[STATED EXERCISE] Each line containing the word "React" should be found and copied.

▬▬▬▬▬▬

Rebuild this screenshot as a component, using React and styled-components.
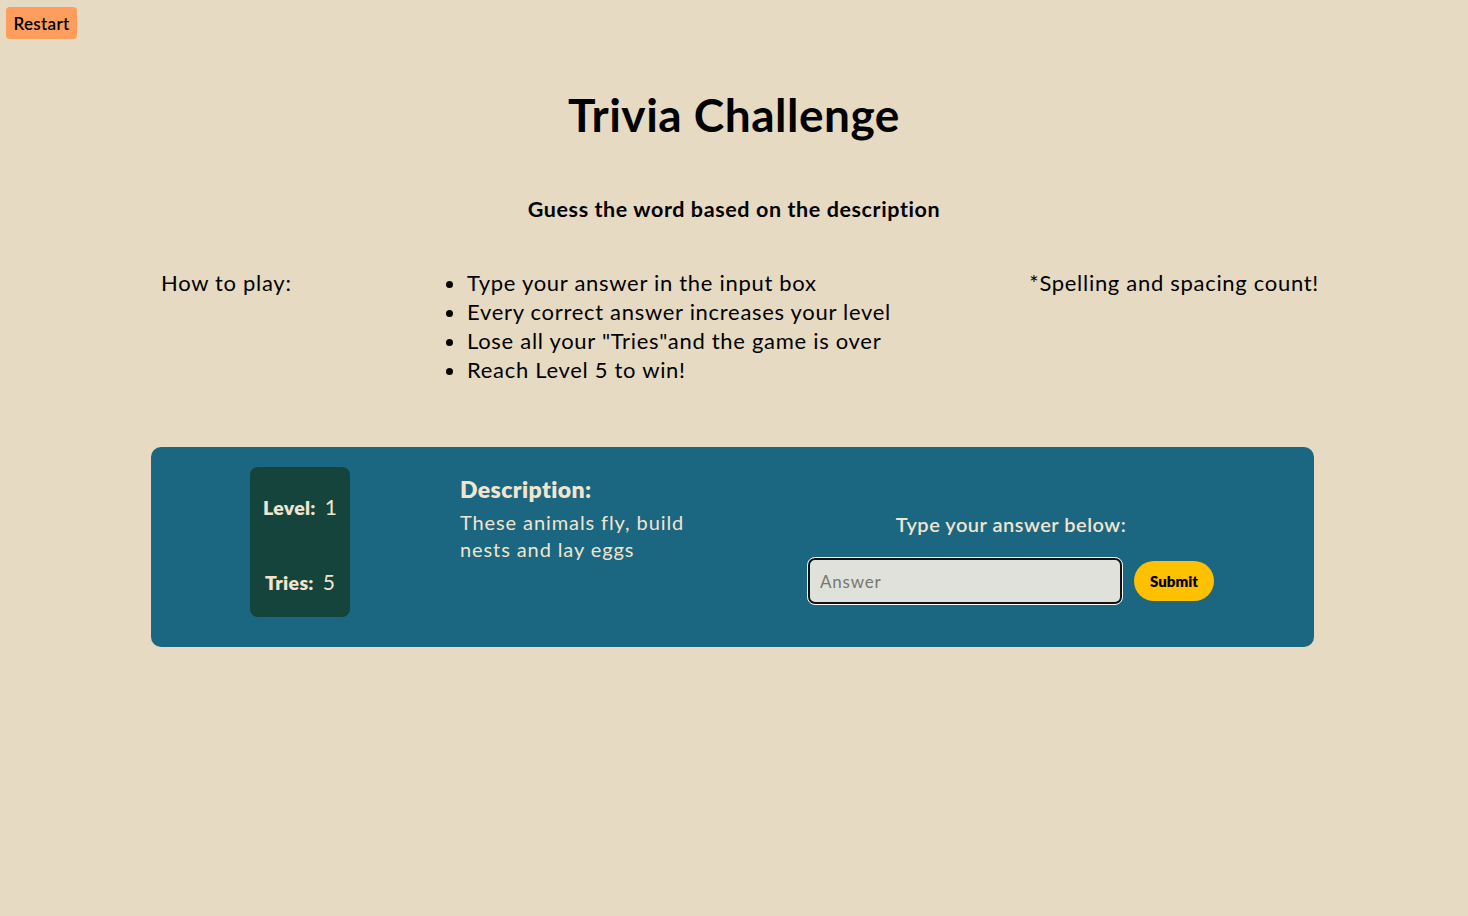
import React from "react";
import styled, { createGlobalStyle } from "styled-components";

const GlobalStyle = createGlobalStyle`
  html, body {
    margin: 0;
    padding: 0;
    background-color: #e6dac3;
  }
  body {
    font-family: Lato, "Noto Sans", sans-serif;
    color: #000000;
    min-height: 916px;
  }
`;

const Page = styled.div`
  position: relative;
  padding-top: 7px;
`;

const TopBar = styled.div`
  padding-left: 6px;
  height: 32px;
`;

const RestartButton = styled.button`
  background-color: #ff9d5c;
  border: none;
  border-radius: 4px;
  height: 32px;
  width: 71px;
  padding: 0;
  font-family: Lato, "Noto Sans", sans-serif;
  font-size: 17px;
  font-weight: 600;
  letter-spacing: 0.3px;
  color: #000;
  cursor: pointer;
`;

const Title = styled.h1`
  margin: 49px 0 0;
  text-align: center;
  font-size: 46px;
  font-weight: 700;
  line-height: 54px;
  letter-spacing: 0.5px;
`;

const Subtitle = styled.h2`
  margin: 53px 0 0;
  text-align: center;
  font-size: 21.5px;
  font-weight: 700;
  line-height: 28px;
  letter-spacing: 0.6px;
`;

const Rules = styled.div`
  display: grid;
  grid-template-columns: 284px auto 1fr;
  width: 1158px;
  margin: 45px 0 0 161px;
  font-size: 22px;
  line-height: 29px;
  letter-spacing: 0.7px;
`;

const RuleLabel = styled.div``;

const RuleList = styled.ul`
  margin: 0;
  padding-left: 22px;
  list-style: disc;
`;

const RuleNote = styled.div`
  justify-self: end;
`;

const Panel = styled.section`
  display: flex;
  align-items: flex-start;
  gap: 110px;
  box-sizing: border-box;
  width: 1163px;
  height: 200px;
  margin: 63px 0 0 151px;
  padding: 20px 0 0 99px;
  background-color: #1b6680;
  border-radius: 10px;
  color: #f1e5cf;
`;

const Stats = styled.div`
  display: flex;
  flex-direction: column;
  justify-content: space-between;
  align-items: center;
  width: 100px;
  height: 150px;
  padding: 27px 0 21px;
  box-sizing: border-box;
  background-color: #15443c;
  border-radius: 8px;
`;

const Stat = styled.div`
  display: flex;
  align-items: baseline;
  gap: 9px;
  line-height: 26px;
`;

const StatLabel = styled.span`
  font-size: 19.5px;
  font-weight: 800;
  letter-spacing: 0.3px;
`;

const StatValue = styled.span`
  font-size: 21px;
`;

const Description = styled.div`
  width: 238px;
  padding-top: 8px;
`;

const DescTitle = styled.h3`
  margin: 0 0 6px;
  font-size: 23px;
  font-weight: 800;
  line-height: 28px;
  letter-spacing: 0.4px;
`;

const DescText = styled.p`
  margin: 0;
  font-size: 20px;
  line-height: 27px;
  letter-spacing: 0.9px;
`;

const Answer = styled.div`
  display: flex;
  flex-direction: column;
  align-items: center;
  width: 406px;
  padding-top: 43px;
`;

const AnswerLabel = styled.div`
  font-size: 20px;
  font-weight: 600;
  line-height: 28px;
  letter-spacing: 0.5px;
`;

const AnswerRow = styled.div`
  display: flex;
  align-items: center;
  gap: 12px;
  margin-top: 20px;
`;

const AnswerInput = styled.input`
  box-sizing: border-box;
  width: 314px;
  height: 46px;
  padding: 0 10px;
  background-color: #e1e1dc;
  border: 2px solid #111;
  border-radius: 7px;
  outline: 1px solid #ffffff;
  font-family: Lato, "Noto Sans", sans-serif;
  font-size: 17px;
  color: #222;

  &::placeholder {
    color: #77776f;
    letter-spacing: 0.8px;
  }
`;

const SubmitButton = styled.button`
  width: 80px;
  height: 40px;
  padding: 0;
  border: none;
  border-radius: 20px;
  background-color: #ffc000;
  font-family: Lato, "Noto Sans", sans-serif;
  font-size: 15px;
  font-weight: 800;
  color: #000;
  cursor: pointer;
`;

export default function App() {
  return (
    <Page>
      <GlobalStyle />
      <TopBar>
        <RestartButton>Restart</RestartButton>
      </TopBar>
      <Title>Trivia Challenge</Title>
      <Subtitle>Guess the word based on the description</Subtitle>
      <Rules>
        <RuleLabel>How to play:</RuleLabel>
        <RuleList>
          <li>Type your answer in the input box</li>
          <li>Every correct answer increases your level</li>
          <li>Lose all your "Tries"and the game is over</li>
          <li>Reach Level 5 to win!</li>
        </RuleList>
        <RuleNote>*Spelling and spacing count!</RuleNote>
      </Rules>
      <Panel>
        <Stats>
          <Stat>
            <StatLabel>Level:</StatLabel>
            <StatValue>1</StatValue>
          </Stat>
          <Stat>
            <StatLabel>Tries:</StatLabel>
            <StatValue>5</StatValue>
          </Stat>
        </Stats>
        <Description>
          <DescTitle>Description:</DescTitle>
          <DescText>These animals fly, build nests and lay eggs</DescText>
        </Description>
        <Answer>
          <AnswerLabel>Type your answer below:</AnswerLabel>
          <AnswerRow>
            <AnswerInput placeholder="Answer" autoFocus />
            <SubmitButton>Submit</SubmitButton>
          </AnswerRow>
        </Answer>
      </Panel>
    </Page>
  );
}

▬▬▬▬▬▬

[FINAL RESULT]
Rebuild this screenshot as a component, using React and styled-components.
import React from "react";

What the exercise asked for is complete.